Six mois plus tard, en août 2021, le patron de Moderna venait à Montréal pour annoncer que le géant pharmaceutique comptait installer ses pénates au Canada. Le lieu définitif serait annoncé plus tard après une évaluation des avantages qu’offraient certaines villes canadiennes, en particulier la région de Montréal et celle de Toronto.

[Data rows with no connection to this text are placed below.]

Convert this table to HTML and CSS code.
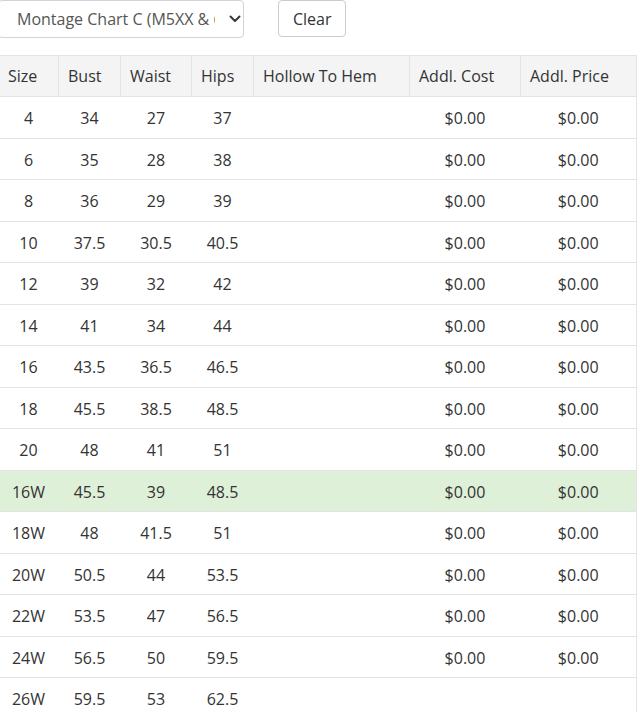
FILE: index.html
```html
<!DOCTYPE html>
<html>
<head>
<meta charset="utf-8">
<link rel="stylesheet" href="styles.css">
</head>
<body>
<div class="page">
  <div class="controls">
    <div class="select-wrap">
      <select class="chart-select">
        <option>Montage Chart C (M5XX &amp; 6XX Series)</option>
      </select>
      <svg class="chevron" width="12" height="8" viewBox="0 0 12 8"><path d="M1.5 1.5 L6 6 L10.5 1.5" fill="none" stroke="#343a40" stroke-width="2" stroke-linecap="round" stroke-linejoin="round"/></svg>
    </div>
    <button class="btn-clear">Clear</button>
  </div>
  <table class="size-table">
    <colgroup>
      <col class="c-size"><col class="c-bust"><col class="c-waist"><col class="c-hips"><col class="c-hollow"><col class="c-cost"><col class="c-price">
    </colgroup>
    <thead>
      <tr>
        <th>Size</th>
        <th>Bust</th>
        <th>Waist</th>
        <th>Hips</th>
        <th>Hollow To Hem</th>
        <th>Addl. Cost</th>
        <th>Addl. Price</th>
      </tr>
    </thead>
    <tbody>
      <tr><td>4</td><td>34</td><td>27</td><td>37</td><td></td><td>$0.00</td><td>$0.00</td></tr>
      <tr><td>6</td><td>35</td><td>28</td><td>38</td><td></td><td>$0.00</td><td>$0.00</td></tr>
      <tr><td>8</td><td>36</td><td>29</td><td>39</td><td></td><td>$0.00</td><td>$0.00</td></tr>
      <tr><td>10</td><td>37.5</td><td>30.5</td><td>40.5</td><td></td><td>$0.00</td><td>$0.00</td></tr>
      <tr><td>12</td><td>39</td><td>32</td><td>42</td><td></td><td>$0.00</td><td>$0.00</td></tr>
      <tr><td>14</td><td>41</td><td>34</td><td>44</td><td></td><td>$0.00</td><td>$0.00</td></tr>
      <tr><td>16</td><td>43.5</td><td>36.5</td><td>46.5</td><td></td><td>$0.00</td><td>$0.00</td></tr>
      <tr><td>18</td><td>45.5</td><td>38.5</td><td>48.5</td><td></td><td>$0.00</td><td>$0.00</td></tr>
      <tr><td>20</td><td>48</td><td>41</td><td>51</td><td></td><td>$0.00</td><td>$0.00</td></tr>
      <tr class="selected"><td>16W</td><td>45.5</td><td>39</td><td>48.5</td><td></td><td>$0.00</td><td>$0.00</td></tr>
      <tr><td>18W</td><td>48</td><td>41.5</td><td>51</td><td></td><td>$0.00</td><td>$0.00</td></tr>
      <tr><td>20W</td><td>50.5</td><td>44</td><td>53.5</td><td></td><td>$0.00</td><td>$0.00</td></tr>
      <tr><td>22W</td><td>53.5</td><td>47</td><td>56.5</td><td></td><td>$0.00</td><td>$0.00</td></tr>
      <tr><td>24W</td><td>56.5</td><td>50</td><td>59.5</td><td></td><td>$0.00</td><td>$0.00</td></tr>
      <tr><td>26W</td><td>59.5</td><td>53</td><td>62.5</td><td></td><td></td><td></td></tr>
    </tbody>
  </table>
</div>
</body>
</html>
```

FILE: styles.css
```css
html, body {
  margin: 0;
  padding: 0;
  background: #fff;
}
body {
  font-family: "Open Sans", "Liberation Sans", sans-serif;
  font-size: 16px;
  color: #333;
  overflow: hidden;
}
.page {
  margin-left: -2px;
}
.controls {
  display: flex;
  align-items: flex-start;
  gap: 34px;
  height: 38px;
}
.select-wrap {
  position: relative;
  width: 246px;
}
.chart-select {
  appearance: none;
  -webkit-appearance: none;
  width: 246px;
  height: 38px;
  box-sizing: border-box;
  margin: 0;
  padding: 0 28px 0 18px;
  border: 1px solid #ced4da;
  border-radius: 4px;
  background: #fff;
  font-family: "Open Sans", "Liberation Sans", sans-serif;
  font-size: 16px;
  color: #555;
  outline: none;
}
.chevron {
  position: absolute;
  left: 231px;
  top: 15px;
}
.btn-clear {
  height: 37px;
  box-sizing: border-box;
  margin: 0;
  padding: 0 13px 0 14px;
  border: 1px solid #ccc;
  border-radius: 4px;
  background: #fff;
  font-family: "Open Sans", "Liberation Sans", sans-serif;
  font-size: 16px;
  color: #333;
}
.size-table {
  margin-top: 17px;
  border-collapse: collapse;
  table-layout: fixed;
  width: 638px;
}
.size-table th,
.size-table td {
  border: 1px solid #e3e3e3;
  padding: 8px 8px;
  line-height: 24.5px;
  font-weight: 400;
}
.size-table th {
  background: #f4f4f4;
  text-align: left;
  padding-left: 9px;
  line-height: 24px;
}
.size-table td {
  text-align: center;
  border-left: none;
  border-right: none;
  padding-top: 9px;
  padding-bottom: 7px;
}
.size-table td:last-child {
  border-right: 1px solid #e3e3e3;
}
.size-table th:first-child {
  border-left-color: transparent;
}
.size-table tr.selected td {
  background: #dff0d8;
}
.c-size { width: 60px; }
.c-bust { width: 62px; }
.c-waist { width: 71px; }
.c-hips { width: 62px; }
.c-hollow { width: 156px; }
.c-cost { width: 111px; }
.c-price { width: 116px; }
```
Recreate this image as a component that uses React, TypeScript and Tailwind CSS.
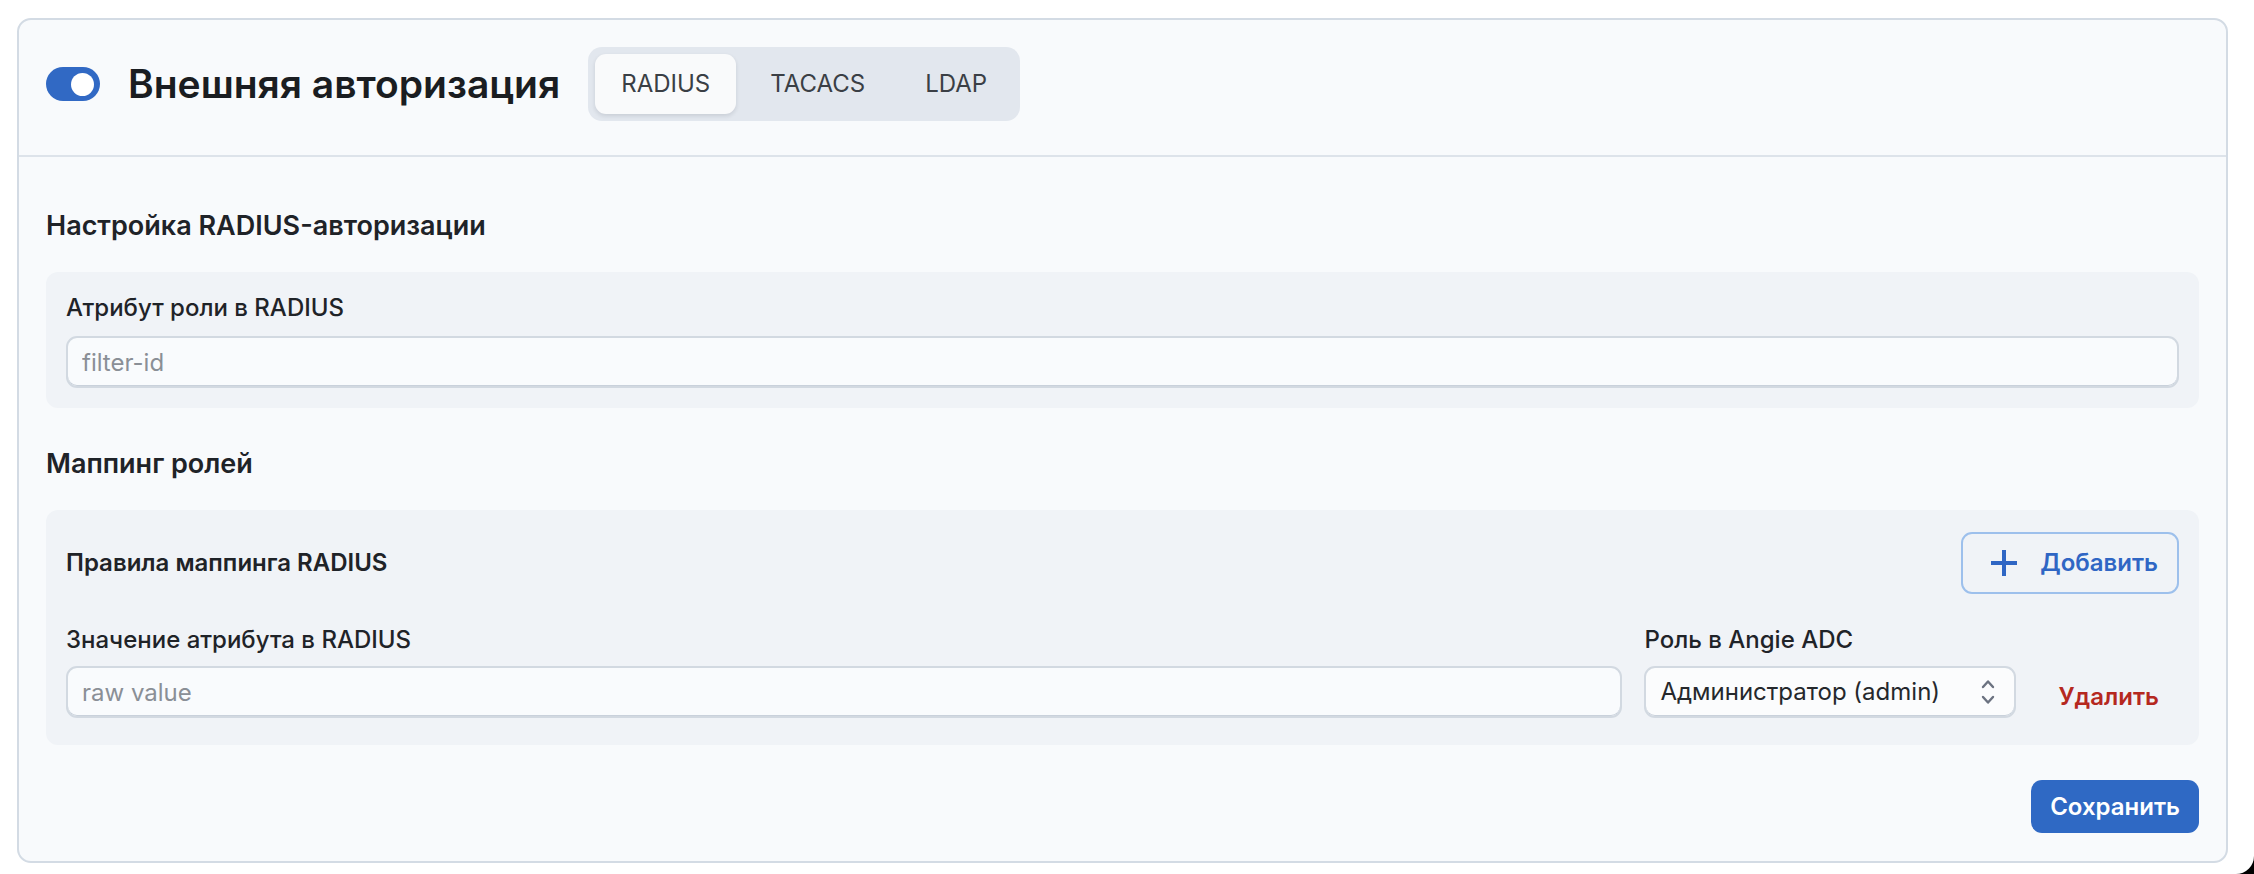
import { useState } from "react";

const font = { fontFamily: "Inter, 'Noto Sans', sans-serif" };

const tabs = ["RADIUS", "TACACS", "LDAP"];

const PlusIcon = () => (
  <svg width="28" height="28" viewBox="0 0 28 28" fill="none">
    <path d="M14 1v26M1 14h26" stroke="#2f66c4" strokeWidth="4" />
  </svg>
);

const SelectChevrons = () => (
  <svg width="16" height="30" viewBox="0 0 16 30" fill="none">
    <path d="M3 10l5-5.5 5 5.5M3 20l5 5.5 5-5.5" stroke="#6b7280" strokeWidth="2.4" strokeLinecap="round" strokeLinejoin="round" />
  </svg>
);

const TextInput = ({ placeholder }: { placeholder: string }) => (
  <input
    placeholder={placeholder}
    className="w-full h-[52px] rounded-[11px] border-2 border-[#d2d9e1] bg-[#f9fbfd] px-[14px] text-[24px] text-[#1f2328] placeholder:text-[#8a8f96] outline-none shadow-[inset_0_-1px_0_#c9d1db]"
  />
);

const App = () => {
  const [active, setActive] = useState("RADIUS");
  const [enabled, setEnabled] = useState(true);

  return (
    <div className="min-h-screen bg-white pt-[18px] pl-[17px] pr-[26px] pb-[12px]" style={font}>
      <div className="rounded-[14px] border-2 border-[#d3dbe4] bg-[#f8fafc]">
        {/* Header */}
        <div className="flex items-center gap-[28px] px-[27px] pt-[27px] pb-[34px] border-b-2 border-[#dde3ea]">
          <button
            onClick={() => setEnabled(!enabled)}
            className={`flex items-center w-[54px] h-[34px] rounded-full px-[6px] ${enabled ? "bg-[#3169c4] justify-end" : "bg-[#cbd3dc] justify-start"}`}
          >
            <span className="block w-[23px] h-[23px] rounded-full bg-white" />
          </button>
          <h1 className="text-[39px] leading-[48px] font-semibold text-[#1a1d21]">Внешняя авторизация</h1>
          <div className="flex gap-2 p-[7px] rounded-[14px] bg-[#e2e7ee]">
            {tabs.map(t => (
              <button
                key={t}
                onClick={() => setActive(t)}
                className={`h-[60px] px-[26px] rounded-[11px] text-[24px] text-[#3a3f45] ${active === t ? "bg-[#f9fafb] shadow-[0_2px_4px_rgba(15,23,42,0.12)]" : ""}`}
              >
                {t}
              </button>
            ))}
          </div>
        </div>

        {/* Body */}
        <div className="px-[27px] pt-[51px] pb-[28px]">
          <h2 className="text-[27px] leading-[36px] font-semibold text-[#1f2328] mb-[28px]">Настройка RADIUS-авторизации</h2>
          <div className="rounded-[12px] bg-[#f0f3f7] p-5">
            <label className="block text-[24px] leading-[32px] font-medium text-[#1f2328] mb-[12px]">Атрибут роли в RADIUS</label>
            <TextInput placeholder="filter-id" />
          </div>

          <h2 className="text-[27px] leading-[36px] font-semibold text-[#1f2328] mt-[38px] mb-[28px]">Маппинг ролей</h2>
          <div className="rounded-[12px] bg-[#f0f3f7] px-5 pt-[22px] pb-[27px]">
            <div className="flex items-center justify-between">
              <h3 className="text-[24px] leading-[32px] font-semibold text-[#1f2328]">Правила маппинга RADIUS</h3>
              <button className="flex items-center gap-[22px] h-[62px] pl-[27px] pr-[19px] rounded-[11px] border-2 border-[#9dc0ec] text-[24px] font-semibold text-[#2f66c4]">
                <PlusIcon />
                Добавить
              </button>
            </div>

            <div className="flex items-end gap-[22px] mt-[30px]">
              <div className="flex-1">
                <label className="block text-[24px] leading-[32px] font-medium text-[#1f2328] mb-[10px]">Значение атрибута в RADIUS</label>
                <TextInput placeholder="raw value" />
              </div>
              <div className="w-[372px]">
                <label className="block text-[24px] leading-[32px] font-medium text-[#1f2328] mb-[10px]">Роль в Angie ADC</label>
                <div className="flex items-center justify-between h-[52px] rounded-[11px] border-2 border-[#d2d9e1] bg-[#fbfcfd] pl-[14px] pr-[18px] shadow-[inset_0_-1px_0_#c9d1db]">
                  <span className="text-[24px] text-[#25282c]">Администратор (admin)</span>
                  <SelectChevrons />
                </div>
              </div>
              <button className="h-[52px] px-5 pt-[10px] text-[24px] font-semibold text-[#b5281f]">Удалить</button>
            </div>
          </div>

          <div className="flex justify-end mt-[35px]">
            <button className="h-[53px] px-[19px] rounded-[11px] bg-[#2f69c4] text-[24px] font-semibold text-white">Сохранить</button>
          </div>
        </div>
      </div>

      {/* screen corner */}
      <div className="fixed bottom-0 right-0 w-[18px] h-[18px] bg-black">
        <div className="w-full h-full bg-white rounded-br-[18px]" />
      </div>
    </div>
  );
};

export default App;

Le ministre Champagne était évidemment tout sourire lors de cette conférence de presse, tenue quelques jours avant le déclenchement des élections fédérales.

« Tout investissement commence par un appel ou un texto », souligne au bout du fil le ministre, qui carbure à la recherche de nouveaux investissements.

Une longueur d’avance

Après cette première annonce, François-Philippe Champagne a continué d’envoyer des textos au PDG de Moderna. Il l’a aussi appelé à plus d’une reprise, question de maintenir les canaux de communication bien allumés. La sixième vague de la pandémie marquée par le variant Omicron a reporté de quelques mois l’annonce finale de Moderna quant au choix de la ville. Mais le ministre Champagne croyait dans son for intérieur que Montréal avait une petite longueur d’avance en raison de la présence de l’industrie pharmaceutique et des universités bien reconnues.

Le fait que la métropole soit francophone a également été un élément qui a séduit Stéphane Bancel, qui est natif de Marseille. La décision est finalement tombée le 29 avril. Justin Trudeau et son homologue québécois François Legault étaient présents à l’annonce, tout comme plusieurs ministres influents des deux gouvernements.

Le style du ministre Champagne détonne. Dans les cercles du pouvoir à Ottawa, plusieurs le décrivent comme le « lapin Energizer ». Même Justin Trudeau lui a donné ce titre durant la conférence de presse du mois dernier.

Ayant travaillé dans le secteur privé avant de faire le saut en politique en 2015, il donne l’impression d’être davantage le « CEO du gouvernement » qu’un ministre. Chose certaine, son style tranche avec celui de ses prédécesseurs, qui n’avaient pas tendance à prendre ainsi les devants pour attirer les investissements au pays.

Ce n’est pas tout le monde sur la planète qui se lève le matin en pensant au Canada. Moi, je le fais, mais ce n’est pas tout le monde. Il faut donc amener notre message que le Canada, c’est un partenaire de choix dans cette transition économique verte.

François-Philippe Champagne

Aux yeux de plusieurs, la vision de l’économie qu’il réussit à articuler auprès de ses collègues du Cabinet, auprès des gens d’affaires au pays et auprès des investisseurs étrangers rappelle celle d’un autre ministre de l’Industrie qui s’est illustré en dotant le pays d’une véritable politique industrielle qui a transformé l’économie canadienne après la Seconde Guerre mondiale : C. D. Howe.

« François-Philippe Champagne est partout en train d’appeler et d’attirer les investisseurs au Québec et partout au Canada. Il livre la marchandise partout au pays. […] Chaque fois qu’il m’appelle, il me dit : "OK, boss, j’ai un deal pour toi" », a raconté Justin Trudeau durant la conférence de presse du 29 avril.

Il faut dire que le ministre, qui a lu la biographie de C. D. Howe, déploie la même énergie pour attirer des investissements stratégiques dans les secteurs clés tels que l’aérospatiale, la filière des batteries pour les véhicules sans émission, la fabrication de véhicules électriques, ainsi que l’accès à l’internet à haute vitesse dans l’ensemble des régions du pays. Il veut ajouter dans sa ligne de mire le développement de l’hydrogène vert.

Les gens d’affaires saluent le style fonceur du ministre Champagne. « Le ministre Champagne comprend le monde des affaires. Il comprend que le Canada doit affronter une compétition féroce pour attirer des talents et des investissements. Les Canadiens sont bien servis en ayant un ministre qui a une expérience internationale dans le monde des affaires et qui transporte avec lui le drapeau canadien et dit aux investisseurs : choisissez le Canada », a affirmé Goldy Hyder, PDG du Conseil canadien des affaires, qui souhaiterait toutefois que la même philosophie soit mise de l’avant quand il s’agit de construire des infrastructures au pays.